The Commonwealth Scientific and Industrial Research Organisation's (CSIRO) Data61, together with Samsung Research and South Korea's Sungkyunkwan University, have developed a solution to protect consumers from voice spoofing attacks.
The Voice liveness detection (Void) has been designed to be embedded in a smartphone or a voice assistance software to identify the difference between a live human voice and voice replayed through a speaker to detect when hackers are attempting to spoof a system.
According to Data61, unlike other voice spoofing techniques that use deep learning models, Void relies on insights from spectrograms, a visual representation of the spectrum of frequencies to detect the "liveness" of a voice.
CSIRO's Data61 cybersecurity research scientist Muhammad Ejaz Ahmed explained how spoofing attacks are becoming increasingly common as voice technologies are being used to shop online, make phone calls, send messages, control smart home appliances, and access banking services.

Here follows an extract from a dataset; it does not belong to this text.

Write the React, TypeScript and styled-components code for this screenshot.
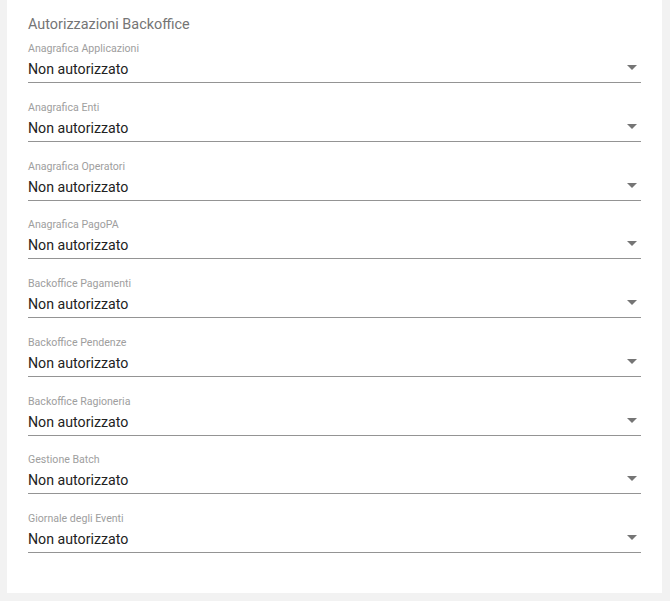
import React from 'react'
import styled, { createGlobalStyle } from 'styled-components'

const GlobalStyle = createGlobalStyle`
  html, body {
    margin: 0;
    padding: 0;
    background: #f2f2f2;
    font-family: Roboto, "Liberation Sans", Arial, sans-serif;
  }
`

const Panel = styled.section`
  margin: 0 8px 0 7px;
  background: #fff;
  padding: 15px 21px 40px 21px;
  box-sizing: border-box;
  width: 655px;
`

const Title = styled.h2`
  margin: 0;
  font-size: 14.4px;
  line-height: 20px;
  font-weight: 400;
  color: #757575;
`

const FieldList = styled.div`
  display: flex;
  flex-direction: column;
  gap: 18.75px;
  margin-top: 8px;
`

const Field = styled.div`
  display: flex;
  flex-direction: column;
`

const Label = styled.label`
  font-size: 10.6px;
  line-height: 12px;
  color: #9e9e9e;
`

const Select = styled.div`
  display: flex;
  align-items: center;
  justify-content: space-between;
  margin-top: 5px;
  padding-bottom: 3px;
  border-bottom: 1px solid #949494;
  cursor: pointer;
`

const Value = styled.span`
  font-size: 14.2px;
  line-height: 19px;
  color: #222;
`

const Arrow = styled.svg`
  width: 10px;
  height: 5px;
  margin-right: 4px;
  margin-bottom: 4px;
  fill: #757575;
`

const fields = [
  'Anagrafica Applicazioni',
  'Anagrafica Enti',
  'Anagrafica Operatori',
  'Anagrafica PagoPA',
  'Backoffice Pagamenti',
  'Backoffice Pendenze',
  'Backoffice Ragioneria',
  'Gestione Batch',
  'Giornale degli Eventi',
]

const App = () => {
  return (
    <>
      <GlobalStyle />
      <Panel>
        <Title>Autorizzazioni Backoffice</Title>
        <FieldList>
          {fields.map((name) => (
            <Field key={name}>
              <Label>{name}</Label>
              <Select>
                <Value>Non autorizzato</Value>
                <Arrow viewBox="0 0 10 5">
                  <path d="M0 0l5 5 5-5z" />
                </Arrow>
              </Select>
            </Field>
          ))}
        </FieldList>
      </Panel>
    </>
  )
}

export default App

"Although voice spoofing is known as one of the easiest attacks to perform as it simply involves a recording of the victim's voice, it is incredibly difficult to detect because the recorded voice has similar characteristics to the victim's live voice," he said.
"Void is game-changing technology that allows for more efficient and accurate detection helping to prevent people's voice commands from being misused."
As part of developing Void, the technique was tested using de-identified datasets provided by volunteers from Samsung and Automatic Speaker Verification Spoofing and Countermeasures challenges, which Data61 touted had achieved an accuracy of 99% and 94% for each dataset, and was able to detect attacks eight times faster than deep learning methods.
The results from the testing have been published in a research paper titled, Void: A fast and light voice liveness detection system, which will be presented at a security conference in August.